### [Data extract]
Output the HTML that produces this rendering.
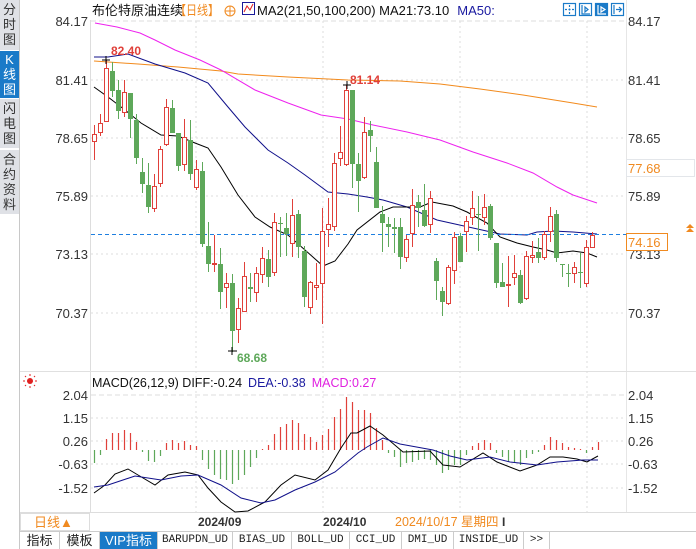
<!DOCTYPE html>
<html><head><meta charset="utf-8"><style>
body{margin:0;width:696px;height:549px;overflow:hidden;background:#fff;font-family:"Liberation Sans","Noto Sans CJK SC",sans-serif;position:relative}
.abs{position:absolute}
.sb{position:absolute;left:0;width:19px;background:#dfe1e6;color:#333;font-size:13px;line-height:15px;text-align:center;writing-mode:horizontal-tb}
.tab{position:absolute;top:532px;height:17px;font-size:12px;line-height:17px;text-align:center;border-right:1px solid #ccc;color:#222;font-family:"Liberation Mono","Noto Sans CJK SC",monospace}
</style></head><body>
<div class="sb" style="top:0;height:48px;padding-top:2px">分<br>时<br>图</div>
<div class="sb" style="top:51px;height:46px;background:#1a7ac8;color:#fff;padding-top:1px">K<br>线<br>图</div>
<div class="sb" style="top:99px;height:47px;padding-top:2px">闪<br>电<br>图</div>
<div class="sb" style="top:150px;height:62px;padding-top:2px">合<br>约<br>资<br>料</div>
<div class="abs" style="left:19px;top:0;width:1px;height:549px;background:#c8c8c8"></div>

<svg class="abs" style="left:0;top:0" width="696" height="549" xmlns="http://www.w3.org/2000/svg" font-family="Liberation Sans, Noto Sans CJK SC, sans-serif">
<line x1="90.5" y1="20" x2="90.5" y2="512" stroke="#ddd"/>
<line x1="626.5" y1="0" x2="626.5" y2="512" stroke="#e6e6e6"/>
<line x1="20" y1="371.5" x2="696" y2="371.5" stroke="#e0e0e0"/>
<line x1="20" y1="512.5" x2="696" y2="512.5" stroke="#ddd"/>
<line x1="20" y1="531.5" x2="696" y2="531.5" stroke="#ccc"/>
<g stroke="#ddd" stroke-dasharray="2,3">
<line x1="91" y1="21" x2="626" y2="21" stroke-dasharray="5,3"/>
<line x1="91" y1="80" x2="626" y2="80"/><line x1="91" y1="138" x2="626" y2="138"/>
<line x1="91" y1="196" x2="626" y2="196"/><line x1="91" y1="254" x2="626" y2="254"/>
<line x1="91" y1="313" x2="626" y2="313"/>
<line x1="91" y1="395" x2="626" y2="395" stroke-dasharray="5,3"/>
<line x1="91" y1="418" x2="626" y2="418"/><line x1="91" y1="441" x2="626" y2="441"/>
<line x1="91" y1="464" x2="626" y2="464"/><line x1="91" y1="488" x2="626" y2="488"/>
<line x1="196" y1="21" x2="196" y2="512"/><line x1="323" y1="21" x2="323" y2="512"/>
<line x1="460" y1="21" x2="460" y2="512"/><line x1="587" y1="21" x2="587" y2="512"/>
</g>
<g font-size="13" fill="#333" text-anchor="end">
<text x="88" y="26">84.17</text><text x="88" y="85">81.41</text><text x="88" y="143">78.65</text>
<text x="88" y="201">75.89</text><text x="88" y="259">73.13</text><text x="88" y="318">70.37</text>
<text x="88" y="400">2.04</text><text x="88" y="423">1.15</text><text x="88" y="446">0.26</text>
<text x="88" y="469">-0.63</text><text x="88" y="493">-1.52</text>
</g>
<g font-size="13" fill="#333">
<text x="628" y="26">84.17</text><text x="628" y="85">81.41</text><text x="628" y="143">78.65</text>
<text x="628" y="201">75.89</text><text x="628" y="259">73.13</text><text x="628" y="318">70.37</text>
<text x="628" y="400">2.04</text><text x="628" y="423">1.15</text><text x="628" y="446">0.26</text>
<text x="628" y="469">-0.63</text><text x="628" y="493">-1.52</text>
</g>
<rect x="626.5" y="159.5" width="68" height="17" fill="#fff" stroke="#e3e6ea"/>
<text x="628" y="173" font-size="13" fill="#f08a20">77.68</text>
<g fill="none" stroke-width="1">
<polyline stroke="#f28a1c" points="94,61 138,64 178,67 221,71 238,74 288,77 348,80 400,81 440,84 480,89 523,95 573,103 597,107"/>
<polyline stroke="#ee22ee" points="95,23 117,27 140,33 155,40 175,50 200,60 221,70 255,90 288,103 321,115 348,119 373,125 407,132 440,140 473,152 507,163 533,173 557,187 573,195 597,203"/>
<polyline stroke="#10108a" points="94,57 108,57 128,54 155,64 185,73 208,83 228,107 245,127 268,150 288,163 305,175 328,192 348,194 367,197 383,200 407,207 437,220 473,228 500,234 527,235 537,232 553,231 573,232 597,234"/>
<polyline stroke="#000" points="94,87 108,97 125,110 141,123 161,135 178,136 195,143 208,148 221,167 238,195 255,217 270,227 288,235 305,250 323,266 335,261 348,244 357,230 380,212 393,207 420,207 432,202 453,206 467,212 487,223 500,237 517,243 533,247 547,250 557,253 573,251 587,253 597,257"/>
</g>
<line x1="91" y1="234.5" x2="626" y2="234.5" stroke="#1e7fe0" stroke-dasharray="4,3"/>
<g id="c" stroke-width="1"></g>
<text x="111" y="55" font-size="12" font-weight="bold" fill="#e0403a">82.40</text>
<path d="M102,60H110M106,56V64" stroke="#000"/>
<text x="350" y="84" font-size="12" font-weight="bold" fill="#e0403a">81.14</text>
<path d="M343,85H351M347,81V89" stroke="#000"/>
<text x="237" y="362" font-size="12" font-weight="bold" fill="#5ea85a">68.68</text>
<path d="M228,351H237M232,347V355" stroke="#000"/>
<rect x="626.5" y="233.5" width="41" height="17" fill="#fff" stroke="#f08a20"/>
<text x="628" y="247" font-size="13" fill="#f08a20">74.16</text>
<path d="M686,232l4,-4l4,4zM686,228l4,-4l4,4z" fill="#f08a20"/>
<g id="h" stroke-width="1.2"></g>
<polyline fill="none" stroke="#000" points="94,493 105,485 115,474 128,469 138,475 155,485 168,475 185,472 198,475 208,488 221,502 235,512 248,511 265,502 281,485 295,475 315,480 328,470 341,448 351,433 357,433 370,426 383,435 403,452 430,451 443,465 460,467 483,453 497,462 520,471 537,465 550,457 563,457 577,459 587,462 598,456"/>
<polyline fill="none" stroke="#10108a" points="94,487 108,485 135,476 161,480 181,476 198,475 221,485 241,498 261,503 275,500 295,490 315,482 335,472 358,453 367,447 383,438 400,444 433,450 450,456 467,460 490,457 510,462 537,465 557,462 583,460 598,460"/>
<g transform="translate(30,381)"><circle r="3" fill="#e02020"/><g stroke="#e02020" stroke-width="1"><path d="M0,-7V-5M0,5V7M-7,0H-5M5,0H7M-5,-5L-4,-4M4,4L5,5M-5,5L-4,4M4,-4L5,-5"/></g></g>
<text x="92" y="387" font-size="12.5"><tspan fill="#111">MACD(26,12,9) DIFF:-0.24</tspan><tspan fill="#1a1aa0" dx="6">DEA:-0.38</tspan><tspan fill="#e020e0" dx="6">MACD:0.27</tspan></text>
<text x="92" y="15" font-size="13" fill="#111">布伦特原油连续</text>
<text x="175" y="15" font-size="13" fill="#f08a20" textLength="44" lengthAdjust="spacingAndGlyphs">【日线】</text>
<g transform="translate(230,11)" stroke="#f08a20" fill="none"><circle r="5"/><path d="M-5,0H5M0,-5V5"/></g>
<rect x="242.5" y="2.5" width="12" height="12" fill="#fff" stroke="#1a1a9a"/>
<polyline points="244,12 247,6 250,10 253,4" fill="none" stroke="#e02020"/>
<text x="257" y="15" font-size="13"><tspan fill="#111">MA2(21,50,100,200) MA21:73.10</tspan><tspan fill="#1a1aa0" dx="8">MA50:</tspan></text>
<g fill="none" stroke="#1a7ac8" stroke-width="1.2">
<rect x="563.5" y="3.5" width="12" height="12"/><path d="M569.5,5V14M565,9.5H574" stroke-dasharray="2,1.5"/>
<rect x="579.5" y="3.5" width="12" height="12"/><path d="M582,5V14H590M585,7V12l3,-2.5z"/>
<rect x="595.5" y="3.5" width="12" height="12" fill="#1a7ac8"/><path d="M598,5V14H606M601,7V12l4,-2.5z" stroke="#fff"/>
<rect x="611.5" y="3.5" width="12" height="12"/><path d="M614,5V14M616,9.5H621M619,7l2.5,2.5L619,12"/>
</g>
<rect x="20.5" y="513.5" width="69" height="17" fill="none" stroke="#ddd"/>
<text x="34" y="527" font-size="13" fill="#f08a20">日线▲</text>
<text x="198" y="526" font-size="12" font-weight="bold" fill="#333">2024/09</text>
<text x="323" y="526" font-size="12" font-weight="bold" fill="#333">2024/10</text>
<text x="395" y="526" font-size="12.5" fill="#f08a20">2024/10/17 星期四</text>
<text x="502" y="526" font-size="12" font-weight="bold" fill="#333">I</text>
</svg>

<div class="tab" style="left:20px;width:39px;font-family:'Liberation Sans','Noto Sans CJK SC',sans-serif;font-size:13px">指标</div>
<div class="tab" style="left:60px;width:39px;font-family:'Liberation Sans','Noto Sans CJK SC',sans-serif;font-size:13px">模板</div>
<div class="tab" style="left:100px;width:57px;background:#1a7ac8;color:#fff;font-family:'Liberation Sans','Noto Sans CJK SC',sans-serif;font-size:13px">VIP指标</div>
<div class="tab" style="left:158px;width:74px;font-size:11px">BARUPDN_UD</div>
<div class="tab" style="left:233px;width:58px;font-size:11px">BIAS_UD</div>
<div class="tab" style="left:292px;width:57px;font-size:11px">BOLL_UD</div>
<div class="tab" style="left:350px;width:51px;font-size:11px">CCI_UD</div>
<div class="tab" style="left:402px;width:51px;font-size:11px">DMI_UD</div>
<div class="tab" style="left:454px;width:69px;font-size:11px">INSIDE_UD</div>
<div class="tab" style="left:524px;width:25px;font-size:11px">&gt;&gt;</div>

<script>
var C=[[94,134,141,125,160,'r'],[100,123,132,114,136,'r'],[106,68,121,60,122,'r'],[112,71,91,62,97,'g'],[118,90,111,80,119,'g'],[124,92,112,80,117,'r'],[130,93,119,93,138,'g'],[136,120,158,114,164,'g'],[142,172,184,158,193,'g'],[148,185,207,163,213,'g'],[154,186,208,174,212,'r'],[160,149,183,146,187,'r'],[166,107,144,99,146,'r'],[172,108,133,100,133,'g'],[178,133,166,133,171,'g'],[184,137,164,119,171,'r'],[190,140,174,120,180,'g'],[196,169,187,160,190,'r'],[202,171,244,162,247,'g'],[208,246,264,222,272,'g'],[214,263,264,235,272,'r'],[220,264,292,248,309,'g'],[226,283,287,273,308,'r'],[232,283,331,274,352,'g'],[238,308,329,298,343,'r'],[244,276,311,262,311,'r'],[250,287,289,273,302,'g'],[256,273,292,267,302,'r'],[262,258,274,247,283,'r'],[268,259,277,250,287,'g'],[274,222,272,213,276,'r'],[280,223,224,217,257,'g'],[286,228,234,213,256,'g'],[292,215,243,199,257,'r'],[298,214,247,210,258,'g'],[304,251,297,246,307,'g'],[310,282,307,281,314,'r'],[316,285,287,263,300,'r'],[322,231,283,208,324,'r'],[328,224,229,198,247,'r'],[334,163,226,153,231,'r'],[340,152,158,126,166,'r'],[346,90,164,85,166,'r'],[352,90,164,90,188,'g'],[358,164,181,153,212,'g'],[364,132,177,117,179,'r'],[370,130,136,121,152,'g'],[376,162,208,147,208,'g'],[382,214,223,206,252,'g'],[388,224,227,217,247,'g'],[394,227,229,218,253,'g'],[400,227,257,218,269,'g'],[406,239,257,235,262,'r'],[412,205,233,189,247,'r'],[418,202,208,195,227,'g'],[424,210,226,184,227,'g'],[430,198,224,191,233,'r'],[436,261,281,258,300,'g'],[442,291,302,287,316,'g'],[448,267,303,265,305,'r'],[454,237,270,232,284,'r'],[460,236,262,233,262,'g'],[466,221,231,216,252,'r'],[472,208,217,191,225,'r'],[478,214,215,196,251,'g'],[484,207,217,194,225,'r'],[490,206,238,204,240,'g'],[496,243,283,243,288,'g'],[502,282,287,263,287,'g'],[508,284,285,256,307,'r'],[514,273,277,255,285,'r'],[520,275,303,270,304,'g'],[526,256,298,251,300,'r'],[532,255,257,241,263,'r'],[538,252,258,238,263,'g'],[544,234,257,231,260,'r'],[550,216,231,207,242,'r'],[556,214,258,210,262,'g'],[562,264,265,264,277,'g'],[568,273,274,264,287,'g'],[574,267,273,262,283,'r'],[580,272,273,253,288,'g'],[586,247,283,240,287,'r'],[592,235,247,232,248,'r']];
var s='',R='#e0403a',G='#5ea85a';
C.forEach(function(k){var c=k[0];
if(k[5]=='r'){s+='<line x1="'+(c+.5)+'" y1="'+k[3]+'" x2="'+(c+.5)+'" y2="'+k[1]+'" stroke="'+R+'"/><line x1="'+(c+.5)+'" y1="'+k[2]+'" x2="'+(c+.5)+'" y2="'+k[4]+'" stroke="'+R+'"/>';
var h=Math.max(k[2]-k[1],1);s+='<rect x="'+(c-1.5)+'" y="'+(k[1]+.5)+'" width="4" height="'+h+'" fill="#fff" stroke="'+R+'"/>';}
else{s+='<line x1="'+(c+.5)+'" y1="'+k[3]+'" x2="'+(c+.5)+'" y2="'+k[4]+'" stroke="'+G+'"/>';s+='<rect x="'+(c-2)+'" y="'+k[1]+'" width="5" height="'+Math.max(k[2]-k[1],1)+'" fill="'+G+'"/>';}});
document.getElementById('c').innerHTML=s;
var H=[[94,463],[100,455],[106,439],[112,433],[118,433],[124,430],[130,433],[136,442],[142,452],[148,461],[154,462],[160,456],[166,443],[172,440],[178,443],[184,441],[190,445],[196,446],[202,460],[208,469],[214,475],[220,479],[226,480],[232,484],[238,480],[244,475],[250,467],[256,458],[262,449],[268,445],[274,434],[280,427],[286,424],[292,420],[298,423],[304,434],[310,437],[316,442],[322,435],[328,429],[334,417],[340,409],[346,397],[352,402],[358,410],[364,410],[370,413],[376,428],[382,440],[388,453],[394,457],[400,467],[406,463],[412,462],[418,460],[424,459],[430,460],[436,465],[442,473],[448,470],[454,465],[460,465],[466,455],[472,446],[478,443],[484,440],[490,443],[496,453],[502,457],[508,462],[514,462],[520,465],[526,458],[532,454],[538,452],[544,445],[550,437],[556,440],[562,443],[568,447],[574,448],[580,449],[586,453],[592,447],[598,442]];
var t='';H.forEach(function(k){var y0=450,col=k[1]<y0?R:G;t+='<line x1="'+(k[0]+.5)+'" y1="'+y0+'" x2="'+(k[0]+.5)+'" y2="'+k[1]+'" stroke="'+col+'"/>';});
document.getElementById('h').innerHTML=t;
</script>
</body></html>
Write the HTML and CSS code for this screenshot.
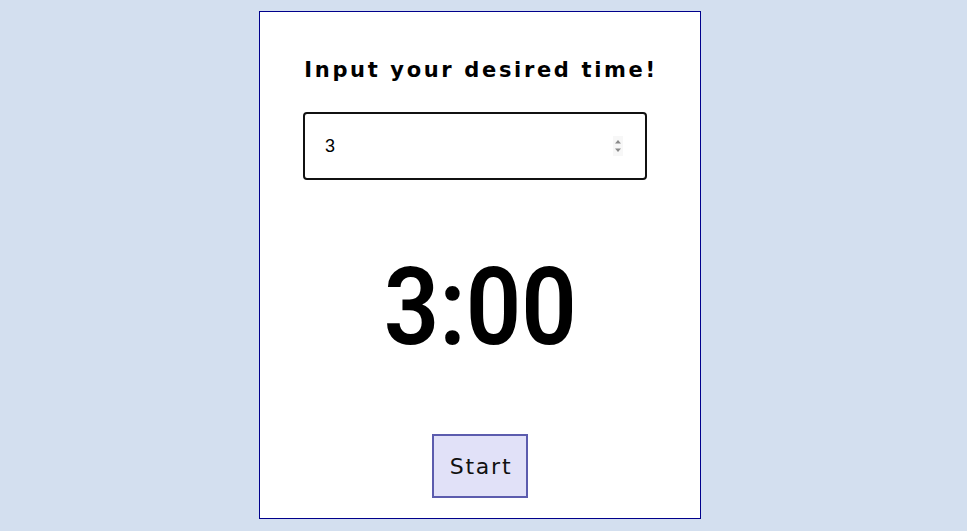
FILE: index.html
```html
<!DOCTYPE html>
<html lang="en">
<head>
<meta charset="utf-8">
<title>Timer</title>
<link rel="stylesheet" href="styles.css">
</head>
<body>
<main class="card">
  <h1 class="title">Input your desired time!</h1>
  <div class="field">
    <input class="time-input" type="number" value="3">
    <span class="spinner" aria-hidden="true">
      <svg width="10" height="20" viewBox="0 0 10 20"><path d="M2 7.5 L5 4 L8 7.5 Z" fill="#8a8a8a"/><path d="M2 12.5 L5 16 L8 12.5 Z" fill="#8a8a8a"/></svg>
    </span>
  </div>
  <div class="timer">3:00</div>
  <button class="start">Start</button>
</main>
</body>
</html>
```
FILE: styles.css
```css
html, body {
  margin: 0;
  padding: 0;
}
body {
  background: #d3dfef;
  display: flex;
  justify-content: center;
  padding: 11px 7px 12px 0;
  min-height: 531px;
  box-sizing: border-box;
}
.card {
  width: 442px;
  height: 508px;
  box-sizing: border-box;
  background: #fff;
  border: 1px solid #00008b;
  padding: 0 43px 20px;
  display: flex;
  flex-direction: column;
  align-items: center;
}
.title {
  margin: 43px 0 0;
  padding-left: 2px;
  font-family: "DejaVu Sans", sans-serif;
  font-weight: 700;
  font-size: 21px;
  line-height: 30px;
  letter-spacing: 2.65px;
  color: #000;
  white-space: nowrap;
}
.field {
  align-self: flex-start;
  position: relative;
  margin-top: 27px;
}
.time-input {
  display: block;
  width: 344px;
  height: 68px;
  box-sizing: border-box;
  border: 2px solid #111;
  border-radius: 4px;
  padding: 0 20px;
  font-family: "Liberation Sans", Arial, sans-serif;
  font-size: 18px;
  color: #000;
  background: #fff;
  outline: none;
  appearance: textfield;
  -moz-appearance: textfield;
}
.time-input::-webkit-inner-spin-button,
.time-input::-webkit-outer-spin-button {
  -webkit-appearance: none;
  margin: 0;
}
.spinner {
  position: absolute;
  left: 310px;
  top: 24px;
  width: 10px;
  height: 20px;
  background: #f7f7f7;
  display: block;
}
.spinner svg {
  display: block;
}
.timer {
  margin-top: 60px;
  font-family: Roboto, sans-serif;
  font-weight: 600;
  font-size: 108px;
  line-height: 135px;
  color: #000;
  transform: scaleX(0.9);
}
.start {
  margin-top: auto;
  width: 96px;
  height: 64px;
  box-sizing: border-box;
  background: #e1e1f8;
  border: 2px solid #5c5cae;
  border-radius: 0;
  font-family: "DejaVu Sans", sans-serif;
  font-size: 22px;
  letter-spacing: 1.8px;
  color: #111;
  padding: 0 0 0 2px;
}
```
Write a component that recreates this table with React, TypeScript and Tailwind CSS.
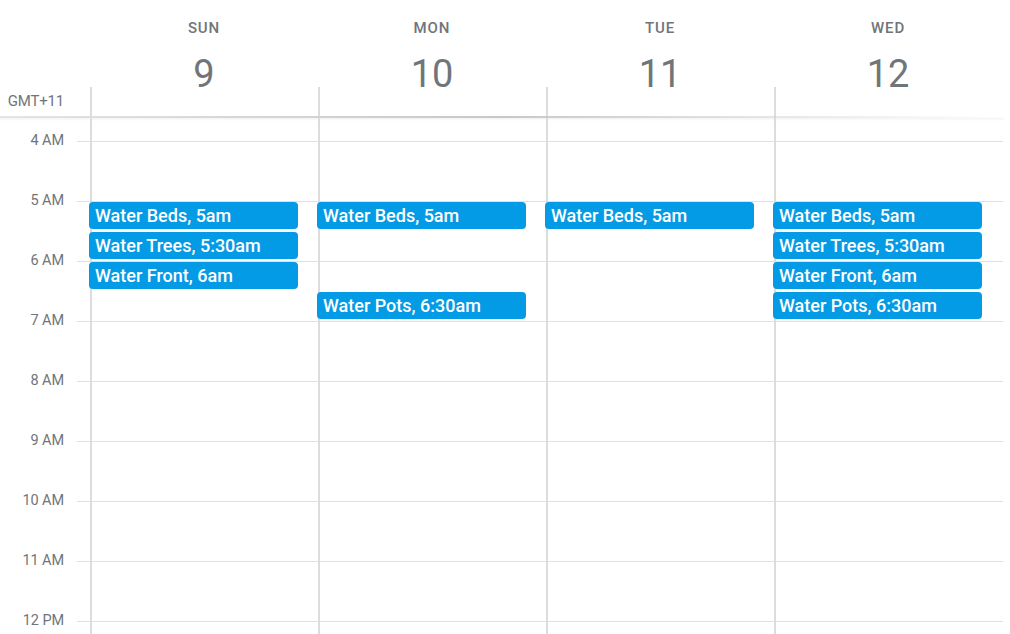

### [Task goal]
Show every line from the entries above in which "this" appears.

### [Answer to the exercise]
Output the HTML that produces this rendering.
Write the HTML and CSS code for this screenshot.
Write a component that recreates this table with React, TypeScript and Tailwind CSS.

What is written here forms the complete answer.